– Что, – спросил Валя сестру, стоявшую все время возле него с нашатырем и шприцем, – дрянь дело?

– Да что вы, – ответила сестра, – пустяки…

– Вам артисткой быть, – вздохнув, сказал Валя, – а не сестрой. – И закрыл глаза.

Профессор Гальяновский кончил мыть руки и попросил хирургическую сестру:

– Поторопите, пожалуйста, Галину Васильевну.

– Она побежала звонить…

– Что?

– Этот человек работает вместе с ее мужем. Он тоже не приехал сегодня ночью домой.

– Ну?

– Она волнуется.

– Но я не могу оперировать один, как вы полагаете?

– Сейчас я пойду за ней.

– Да уж, пожалуйста.


Галина Васильевна сидела у телефона и слышала длинные гудки: в квартире все еще никого не было. Где же Садчиков? Тогда бы их привезли вместе. Валя. Бедный мальчик. Он так и не узнал ее. Господи, неужели он не выживет? По-видимому, нет. А может быть, Садчиков в другой клинике? «Какая же я дура! Садчиков, милый мой, прости меня!»

Она достала записную книжку и быстро пролистала страницы…

«Я позвоню к нему в отдел, – решила Галина Васильевна, – они же знают…»

Но и в отделе никого не было, а других телефонов она не знала, и если бы даже знала, то наверняка не стала бы звонить, страшась услышать ответ, которого она так боялась.

– Галина Васильевна, – окликнула ее сестра, – он очень нервничает.

– Боже мой! – сказала Галина Васильевна и прижала к груди руки. – Я, наверное, не смогу…

– Он же один… Он ждет вас…

Галина Васильевна опустила трубку на рычаг и пошла в операционную.


Валя лежал без движения. Лицо его было желтым, словно высеченным из слоновой кости. Скулы заострились и стали как у покойника. Он уже не дышал, потому что через горло ему ввели трубку управляемого дыхания, и анестезиолог Татьяна Ивановна монотонно надавливала на красную грушу, через которую в легкие шла жизнь.

Все тело Рослякова было укрыто простынями и салфетками, и только, будто поле сражения, ограниченная всем белым, выпирала часть его груди с маленькой красной дыркой, от которой пахло жженой бумагой.

Профессор, оперируя, тихо матерился. Галина Васильевна давно привыкла к этому, и, если профессор молчал, ей было как-то не по себе. Сейчас, вскрыв полость, профессор работал молча, и Галина Васильевна видела, как у него – от затылка вниз – густо краснела шея. Ей даже было видно, как кровь, пульсируя, скатывалась под кожей от шишковатого блестящего затылка вниз, к сильной, бычьей шее.
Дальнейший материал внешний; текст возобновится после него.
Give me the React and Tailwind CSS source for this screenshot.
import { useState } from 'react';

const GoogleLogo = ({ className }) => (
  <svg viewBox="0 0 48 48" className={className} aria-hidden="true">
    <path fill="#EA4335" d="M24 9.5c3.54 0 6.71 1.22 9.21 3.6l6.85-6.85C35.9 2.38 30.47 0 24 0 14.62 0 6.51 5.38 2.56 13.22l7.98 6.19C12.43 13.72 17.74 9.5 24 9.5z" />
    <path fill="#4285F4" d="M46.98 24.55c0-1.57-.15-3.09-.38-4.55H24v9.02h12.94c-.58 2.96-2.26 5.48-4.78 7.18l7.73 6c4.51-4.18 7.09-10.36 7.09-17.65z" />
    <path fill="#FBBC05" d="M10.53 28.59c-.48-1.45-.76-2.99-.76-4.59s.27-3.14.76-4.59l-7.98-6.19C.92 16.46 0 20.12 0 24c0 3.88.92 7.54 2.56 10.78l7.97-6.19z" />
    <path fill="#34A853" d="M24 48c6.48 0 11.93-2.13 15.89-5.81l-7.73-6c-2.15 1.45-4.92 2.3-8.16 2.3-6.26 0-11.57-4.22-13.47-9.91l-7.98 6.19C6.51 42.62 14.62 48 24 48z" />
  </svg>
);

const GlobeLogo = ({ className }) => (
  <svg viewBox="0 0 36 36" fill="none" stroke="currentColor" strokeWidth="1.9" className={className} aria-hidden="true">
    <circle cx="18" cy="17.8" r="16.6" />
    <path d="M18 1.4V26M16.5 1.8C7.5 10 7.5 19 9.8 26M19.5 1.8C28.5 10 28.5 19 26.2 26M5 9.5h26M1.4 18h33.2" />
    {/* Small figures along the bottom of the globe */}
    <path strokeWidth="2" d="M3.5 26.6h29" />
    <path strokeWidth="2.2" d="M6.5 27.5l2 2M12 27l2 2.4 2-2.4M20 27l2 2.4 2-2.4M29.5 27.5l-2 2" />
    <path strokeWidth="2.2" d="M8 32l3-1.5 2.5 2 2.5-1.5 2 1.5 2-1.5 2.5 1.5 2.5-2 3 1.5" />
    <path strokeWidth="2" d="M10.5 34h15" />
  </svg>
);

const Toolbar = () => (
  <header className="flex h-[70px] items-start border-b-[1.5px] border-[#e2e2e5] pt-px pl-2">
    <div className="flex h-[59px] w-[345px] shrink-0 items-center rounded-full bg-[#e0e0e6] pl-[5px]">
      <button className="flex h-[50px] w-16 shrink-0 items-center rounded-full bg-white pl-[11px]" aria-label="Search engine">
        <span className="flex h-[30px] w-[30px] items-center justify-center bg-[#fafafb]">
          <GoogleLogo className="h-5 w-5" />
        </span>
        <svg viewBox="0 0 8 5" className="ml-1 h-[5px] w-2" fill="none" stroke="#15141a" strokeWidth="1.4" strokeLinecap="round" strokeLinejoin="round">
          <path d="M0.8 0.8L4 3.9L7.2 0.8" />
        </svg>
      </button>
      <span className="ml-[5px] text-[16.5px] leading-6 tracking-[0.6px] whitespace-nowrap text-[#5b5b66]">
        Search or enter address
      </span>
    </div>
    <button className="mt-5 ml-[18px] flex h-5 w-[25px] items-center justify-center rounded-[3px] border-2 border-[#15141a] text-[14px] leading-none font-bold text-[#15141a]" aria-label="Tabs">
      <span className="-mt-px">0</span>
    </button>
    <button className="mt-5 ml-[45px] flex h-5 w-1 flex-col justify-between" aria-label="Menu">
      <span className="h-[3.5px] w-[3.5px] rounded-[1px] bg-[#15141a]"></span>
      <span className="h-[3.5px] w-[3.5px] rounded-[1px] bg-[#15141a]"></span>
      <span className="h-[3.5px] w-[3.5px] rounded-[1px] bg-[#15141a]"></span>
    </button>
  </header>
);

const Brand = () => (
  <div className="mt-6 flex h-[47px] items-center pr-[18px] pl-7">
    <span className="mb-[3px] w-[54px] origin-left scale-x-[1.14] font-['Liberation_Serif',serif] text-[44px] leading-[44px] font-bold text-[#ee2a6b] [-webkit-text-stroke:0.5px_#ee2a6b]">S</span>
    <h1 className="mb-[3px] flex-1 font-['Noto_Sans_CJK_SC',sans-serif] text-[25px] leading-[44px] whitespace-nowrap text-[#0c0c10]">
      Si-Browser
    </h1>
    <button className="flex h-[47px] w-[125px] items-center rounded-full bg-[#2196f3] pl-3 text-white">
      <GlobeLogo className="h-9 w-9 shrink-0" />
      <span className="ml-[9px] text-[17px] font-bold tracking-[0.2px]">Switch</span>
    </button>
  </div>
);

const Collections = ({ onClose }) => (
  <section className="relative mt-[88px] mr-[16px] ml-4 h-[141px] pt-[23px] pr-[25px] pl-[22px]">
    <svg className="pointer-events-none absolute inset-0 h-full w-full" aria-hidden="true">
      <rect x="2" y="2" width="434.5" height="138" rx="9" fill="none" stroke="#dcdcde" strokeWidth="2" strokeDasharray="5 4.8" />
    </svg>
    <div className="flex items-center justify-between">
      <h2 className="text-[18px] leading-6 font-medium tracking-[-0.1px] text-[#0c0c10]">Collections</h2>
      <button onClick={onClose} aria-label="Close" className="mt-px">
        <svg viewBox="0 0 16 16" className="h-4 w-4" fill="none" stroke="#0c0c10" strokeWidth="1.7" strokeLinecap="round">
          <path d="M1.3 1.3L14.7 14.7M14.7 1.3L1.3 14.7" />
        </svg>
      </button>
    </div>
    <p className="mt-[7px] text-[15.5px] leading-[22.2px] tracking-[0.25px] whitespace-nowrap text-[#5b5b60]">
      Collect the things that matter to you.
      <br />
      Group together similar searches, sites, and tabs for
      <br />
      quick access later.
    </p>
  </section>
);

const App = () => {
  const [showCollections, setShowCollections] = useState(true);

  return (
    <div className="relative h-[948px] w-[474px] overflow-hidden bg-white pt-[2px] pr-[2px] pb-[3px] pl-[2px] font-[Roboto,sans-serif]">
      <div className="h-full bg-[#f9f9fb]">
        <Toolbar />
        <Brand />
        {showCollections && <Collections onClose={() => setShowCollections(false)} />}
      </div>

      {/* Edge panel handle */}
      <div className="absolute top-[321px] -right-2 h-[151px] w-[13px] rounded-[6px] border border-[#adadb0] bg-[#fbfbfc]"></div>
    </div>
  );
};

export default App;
Легкое у Вали было чистое, гладко-розовое, почти совсем без черных пятен от табака, которые были у всех мужчин, ложившихся на этот стол.

«Он же спортсмен, – вспомнила Галина Васильевна. – Садчиков говорил, что он мастер спорта».
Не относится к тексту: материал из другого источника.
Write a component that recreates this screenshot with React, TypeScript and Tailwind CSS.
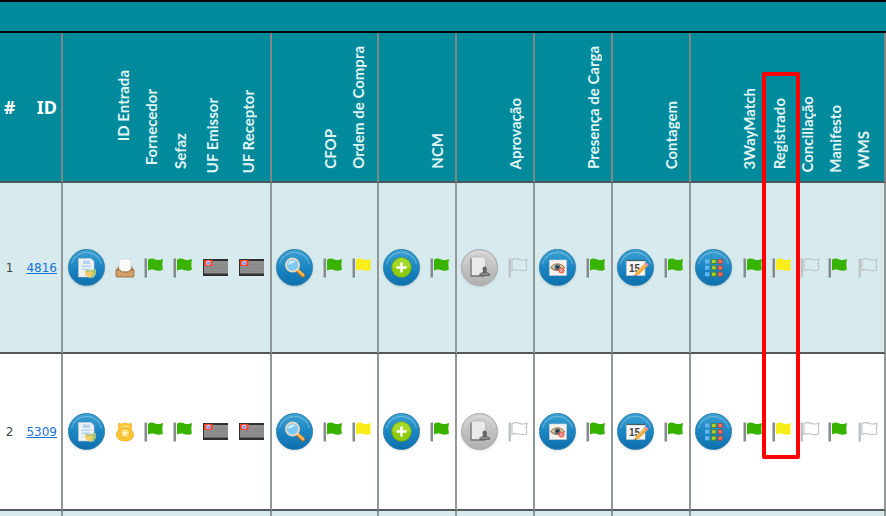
import type { ReactNode } from 'react';
import clsx from 'clsx';

type FlagColor = 'green' | 'yellow' | 'empty';
type ActionName = 'document' | 'search' | 'add' | 'stamp' | 'view' | 'calendar' | 'grid';

interface Column {
  label: string;
  width: string;
  pad?: string;
  action?: ActionName;
  flag?: FlagColor;
  state?: boolean;
  entry?: boolean;
  last?: boolean;
}

const columns: Column[] = [
  { label: 'Documento', width: 'w-[50px]', action: 'document' },
  { label: 'ID Entrada', width: 'w-[26px]', pad: 'pb-10', entry: true },
  { label: 'Fornecedor', width: 'w-[31px]', pad: 'pb-4 pl-0.5', flag: 'green' },
  { label: 'Sefaz', width: 'w-[28px]', pad: 'pb-3', flag: 'green' },
  { label: 'UF Emissor', width: 'w-[36px]', pad: 'pb-2 pl-1', state: true },
  { label: 'UF Receptor', width: 'w-[38px]', pad: 'pb-2 pl-1', state: true, last: true },
  { label: 'Pesquisar', width: 'w-[48px]', action: 'search' },
  { label: 'CFOP', width: 'w-[28px]', pad: 'pb-3', flag: 'green' },
  { label: 'Ordem de Compra', width: 'w-[31px]', pad: 'pb-3', flag: 'yellow', last: true },
  { label: 'Adicionar', width: 'w-[48px]', action: 'add' },
  { label: 'NCM', width: 'w-[30px]', pad: 'pb-3', flag: 'green', last: true },
  { label: 'Aprovar', width: 'w-[48px]', action: 'stamp' },
  { label: 'Aprovação', width: 'w-[30px]', pad: 'pb-3', flag: 'empty', last: true },
  { label: 'Visualizar', width: 'w-[48px]', action: 'view' },
  { label: 'Presença de Carga', width: 'w-[30px]', pad: 'pb-3', flag: 'green', last: true },
  { label: 'Agendar', width: 'w-[48px]', action: 'calendar' },
  { label: 'Contagem', width: 'w-[30px]', pad: 'pb-3', flag: 'green', last: true },
  { label: 'Comparar', width: 'w-[48px]', action: 'grid' },
  { label: '3WayMatch', width: 'w-[30px]', pad: 'pb-3', flag: 'green' },
  { label: 'Registrado', width: 'w-[28px]', pad: 'pb-3', flag: 'yellow' },
  { label: 'Conciliação', width: 'w-[28px]', pad: 'pb-2', flag: 'empty' },
  { label: 'Manifesto', width: 'w-[28px]', pad: 'pb-2', flag: 'green' },
  { label: 'WMS', width: 'w-[33px]', pad: 'pb-3', flag: 'empty', last: true },
];

const rows = [
  { id: '4816', entry: 'inbox', className: 'h-[171px] bg-[#d7eaed]' },
  { id: '5309', entry: 'badge', className: 'h-[157px] bg-white' },
];

function Flag({ color }: { color: FlagColor }) {
  const empty = color === 'empty';
  return (
    <svg viewBox="0 0 20 20" className="mx-auto block h-5 w-5 max-w-none">
      <path d="M0.5 0.5h2.500v19H0.5z" fill={empty ? '#bfc5c6' : '#858a8a'} />
      <path
        d="M4 1.800c2-1.600 4.500-1.600 7.300-.4 2.600 1 4.700.9 7.700-.3l-.7 5 .5 5.700c-2.800 1.300-5.200 1.200-8 .2-2.500-.8-4.600-.6-6.800.4z"
        fill={color === 'green' ? '#37b300' : color === 'yellow' ? '#f8ed18' : 'none'}
        stroke={empty ? '#c0c6c7' : 'none'}
        strokeWidth="1.2"
      />
    </svg>
  );
}

function StateFlag() {
  return (
    <svg viewBox="0 0 25 17" className="mx-auto block h-[17px] w-[25px] max-w-none">
      <path d="M0 0h25v17H0z" fill="#8f8f8f" />
      <path d="M1 6h24M1 9h24M1 12h24" stroke="#808080" strokeWidth="0.6" />
      <path d="M0 0h25v2H0zM0 14.500h25V17H0zM0 0h1v17H0z" fill="#2f2f2f" />
      <path d="M1 1h8.500v6H1z" fill="#f4492f" />
      <circle cx="5.300" cy="4" r="2.300" fill="#d5d3fa" />
      <path d="M4.200 3h2.200l.7 1.200-1.600 1.800-1.500-1z" fill="#7d93f2" />
    </svg>
  );
}

function InboxIcon() {
  return (
    <svg viewBox="0 0 20 20" className="mx-auto block h-5 w-5 max-w-none">
      <path d="M3.500 8h13l2.500 4v6.500H1V12z" fill="#a9794a" />
      <path d="M4 1.500h2L7.500.5l1 1 1.500-1 1.500 1 1-1 1.500 1h2V11l-2 2.500H6L4 11z" fill="#fbfbfb" stroke="#c9cccc" strokeWidth="0.6" />
      <path d="M1 12h4l1.500 2h7l1.500-2h4v6a1 1 0 0 1-1 1H2a1 1 0 0 1-1-1z" fill="#d2a26a" stroke="#966437" strokeWidth="0.8" />
    </svg>
  );
}

function BadgeIcon() {
  return (
    <svg viewBox="0 0 20 20" className="mx-auto block h-5 w-5 max-w-none">
      <path
        d="M4 1.200l2.500 1L10 1l3.500 1.200 2.500-1 .8 3-.8 2.300c.4 1.800 2.500 3.600 2.500 6.500 0 4-4 6-8.500 6s-8.500-2-8.500-6c0-2.900 2.100-4.700 2.500-6.500L3.200 4.200z"
        fill="#fbc534"
        stroke="#f0a92b"
        strokeWidth="0.8"
      />
      <circle cx="10" cy="11" r="4.700" fill="#fddb68" stroke="#efa82a" strokeWidth="0.8" />
      <path d="M10 7.500l1 2.300 2.500.2-1.900 1.600.6 2.500-2.200-1.300-2.200 1.300.6-2.500L6.500 10l2.500-.2z" fill="#fff3b5" />
      <path d="M6 4.500h8" stroke="#ffe588" strokeWidth="1.300" />
    </svg>
  );
}

const glyphs: Record<ActionName, ReactNode> = {
  document: (
    <>
      <path d="M10.500 9.500h12.500l3 3v15.500H10.500z" fill="#eef1f2" stroke="#c6cdd0" strokeWidth="0.6" />
      <path d="M15 11.500h7v3.500h-7zM13.500 16.500h10V18h-10zM13.500 19.500h9V21h-9z" fill="#b5d4f4" />
      <path d="M17.500 20.500l4 1 6.500-1.500v5.500l-4.500 3.500-4-2z" fill="#9fc477" />
      <path d="M16.500 22l4 1 3-1 2 2.500-3.500 4.500-4-2.500z" fill="#f0cf65" />
    </>
  ),
  search: (
    <>
      <path d="M20.500 20.500l6.500 6" stroke="#b96a20" strokeWidth="4.200" strokeLinecap="round" />
      <path d="M21 20.500l6 5.500" stroke="#f8b955" strokeWidth="2.700" strokeLinecap="round" />
      <circle cx="16.500" cy="16" r="6.500" fill="#7cc8f5" stroke="#e5d8c2" strokeWidth="2" />
      <path d="M12 16a4.500 4.500 0 0 1 7.500-3.200z" fill="#d2efff" />
    </>
  ),
  add: (
    <>
      <circle cx="18.500" cy="18.500" r="9.800" fill="#8fca0c" stroke="#69a70b" strokeWidth="0.8" />
      <path d="M9.500 18a9 9 0 0 1 18 0c-5 2-13 2-18 0z" fill="#a6d828" />
      <path d="M18.500 13.500v10M13.500 18.500h10" stroke="#fff" strokeWidth="2.500" />
    </>
  ),
  stamp: (
    <>
      <path d="M10 8h12l2.500 2.500V27H10z" fill="#e9e9e9" stroke="#b0b0b0" strokeWidth="0.6" />
      <path d="M10 9.500V27h14" fill="none" stroke="#777" strokeWidth="1.300" />
      <path d="M23.500 17.500a2.500 2.500 0 0 1 2 4l.3 1.500 3 1.500V27H18.500v-2.500l3.300-1.500.2-1.500a2.500 2.500 0 0 1 1.500-4z" fill="#666" />
      <path d="M19.500 25h8" stroke="#aaa" />
    </>
  ),
  view: (
    <>
      <path d="M10.500 11h17v15.500h-17z" fill="#f5f3f0" stroke="#d0d0d0" strokeWidth="0.6" />
      <path d="M12 18.500c3-5 9.500-5 13.500 0-3.500 4-10 4-13.500 0z" fill="#f2d4a8" stroke="#a38658" strokeWidth="1.200" />
      <circle cx="18.500" cy="18.300" r="3" fill="#526c76" />
      <circle cx="18.500" cy="18" r="1.200" fill="#17252b" />
      <circle cx="22.500" cy="21.500" r="3" fill="#f16357" />
      <path d="M21.300 20.300l2.400 2.400m0-2.400l-2.400 2.400" stroke="#fff" strokeWidth="0.9" />
    </>
  ),
  calendar: (
    <>
      <path d="M9.500 11.500H28v15H9.500z" fill="#f8f8f8" stroke="#c9ced0" strokeWidth="0.6" />
      <path d="M9.500 11.500H28" stroke="#435a66" strokeWidth="1.200" />
      <text x="12" y="23" fontSize="10" fontWeight="700" fontFamily="Liberation Sans, sans-serif" fill="#444">
        15
      </text>
      <path d="M17.500 27l1.500-4 8.500-8.500 3 2.800-8.500 8.200z" fill="#f1a63d" />
      <path d="M20 23.500l8.500-8" stroke="#ffd98a" />
      <path d="M27 14.800l1.700-1.600 3 2.700-1.600 1.700z" fill="#e993a2" />
      <path d="M17.500 27l.6-1.600 1 1z" fill="#333" />
    </>
  ),
  grid: (
    <>
      <path d="M10 10.500h4.500v4H10zM10 16.800h4.500v4H10zM10 23.200h4.500v4H10z" fill="#61b5f2" />
      <path d="M16.500 10.500H21v4h-4.500zM16.500 16.800H21v4h-4.500zM16.500 23.200H21v4h-4.500z" fill="#a8d52a" stroke="#4f7d1b" strokeWidth="0.8" />
      <path d="M23 10.500h4.500v4H23zM23 16.800h4.500v4H23zM23 23.200h4.500v4H23z" fill="#f2705c" stroke="#9c443d" strokeWidth="0.8" />
    </>
  ),
};

function ActionButton({ name, label }: { name: ActionName; label: string }) {
  const gray = name === 'stamp';
  return (
    <button
      type="button"
      aria-label={label}
      className={clsx(
        'mx-auto block h-[37px] w-[37px] rounded-full border shadow-sm',
        gray
          ? 'border-[#a9a9a9] bg-linear-to-b from-[#d2d2d2] to-[#b0b0b0]'
          : 'border-[#2b7fae] bg-linear-to-b from-[#3aa0d3] via-[#1b86c3] to-[#0e70ad]'
      )}
    >
      <svg viewBox="1 1 35 35" className="block h-[35px] w-[35px] max-w-none">
        <path d="M3.500 15a15.500 15.500 0 0 1 30 0" fill="none" stroke="#fff" strokeOpacity="0.250" strokeWidth="1.200" />
        {glyphs[name]}
      </svg>
    </button>
  );
}

export default function App() {
  return (
    <main className="relative min-h-screen w-full overflow-hidden bg-[#d7eaed]">
      <table className="w-full table-fixed border-separate border-spacing-0">
        <colgroup>
          <col className="w-[19px]" />
          <col className="w-[44px]" />
          {columns.map((col) => (
            <col key={col.label} className={col.width} />
          ))}
          <col className="w-[1px]" />
        </colgroup>
        <thead className="bg-[#008a9b] text-white">
          <tr className="h-[33px]">
            <td colSpan={26} className="border-t-2 border-b-2 border-black p-0" />
          </tr>
          <tr className="h-[150px] font-['Noto_Sans',sans-serif] text-lg">
            <th className="border-b-2 border-[#4a5c60] p-0">#</th>
            <th className="border-r-2 border-b-2 border-r-[#808686] border-b-[#4a5c60] p-0 pr-1 text-right">ID</th>
            {columns.map((col) => (
              <th
                key={col.label}
                aria-label={col.label}
                className={clsx(
                  'border-b-2 border-b-[#4a5c60] p-0 align-bottom',
                  col.pad,
                  col.last && 'border-r-2 border-r-[#808686]'
                )}
              >
                {!col.action && (
                  <span className="mx-auto block w-5 rotate-180 font-[Lato,sans-serif] text-[15px] leading-5 font-bold whitespace-nowrap text-[#e3f4f5] [writing-mode:vertical-rl]">
                    {col.label}
                  </span>
                )}
              </th>
            ))}
            <td className="border-b-2 border-[#4a5c60] p-0" />
          </tr>
        </thead>
        <tbody className="text-center font-['DejaVu_Sans',sans-serif] text-xs">
          {rows.map((row, i) => (
            <tr key={row.id} className={row.className}>
              <td className="border-b-2 border-[#555b5c] p-0 text-[#444]">{i + 1}</td>
              <td className="border-r-2 border-b-2 border-r-[#929797] border-b-[#555b5c] p-0 pr-1 text-right">
                <a href={`#${row.id}`} className="text-[#1673d8] underline">
                  {row.id}
                </a>
              </td>
              {columns.map((col) => (
                <td
                  key={col.label}
                  className={clsx(
                    'border-b-2 border-b-[#555b5c] p-0 align-middle',
                    col.action ? 'pr-1' : 'pr-0.5',
                    col.last && 'border-r-2 border-r-[#929797]'
                  )}
                >
                  {col.action && <ActionButton name={col.action} label={col.label} />}
                  {col.entry && (row.entry === 'inbox' ? <InboxIcon /> : <BadgeIcon />)}
                  {col.flag && <Flag color={col.flag} />}
                  {col.state && <StateFlag />}
                </td>
              ))}
              <td className="border-b-2 border-[#555b5c] p-0" />
            </tr>
          ))}
          {/* próxima linha */}
          <tr className="h-[5px]">
            <td className="p-0" />
            <td className="border-r-2 border-[#929797] p-0" />
            {columns.map((col) => (
              <td key={col.label} className={clsx('p-0', col.last && 'border-r-2 border-[#929797]')} />
            ))}
            <td className="p-0" />
          </tr>
        </tbody>
      </table>
      {/* destaque da coluna Registrado */}
      <div className="pointer-events-none absolute top-[72px] right-[86px] h-[387px] w-[38px] rounded-xs border-4 border-[#ff0000]" />
    </main>
  );
}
Профессор сделал еще несколько быстрых надрезов, и открылось сердце. Оно билось неровно, иногда сжималось, делалось маленьким и замирало, а потом вдруг, будто заторопившись, начинало сокращаться лихорадочно-быстро, судорожно. Пуля повредила сердечную сумку, и поэтому сначала ничего нельзя было понять из-за большого сгустка синей крови.

Профессор очень быстро осмотрел раненое сердце Рослякова. Поморщившись, выругался, потому что увидел маленькую ссадинку, шедшую по краю. Такая ссадинка на руке безболезненна, ее прижигают йодом, да и то в крайнем случае. О таких ссадинах детям говорят: «До свадьбы заживет». А здесь, на сердце, она была смертельной, и никто не мог поручиться за то, что сердце не остановится, как только они начнут зашивать его маленькими нетравматическими иглами.

Профессор вытянул правую руку, и, когда сестра положила в его ладонь иглу, он, хищно прищурившись, снова стал разглядывать сердце, а после, покачав головой, взглянул на Галину Васильевну и начал осторожно зашивать красную пульсирующую ткань. И каждый новый прокол – чем дальше он продвигался к концу ссадины – Галина Васильевна воспринимала как некий сплав трагического и счастливого: шансы на спасение Рослякова увеличивались, но одновременно увеличивалась опасность. Ломался режим работы сердца, оно могло захлебнуться кровью, оно могло споткнуться и замереть.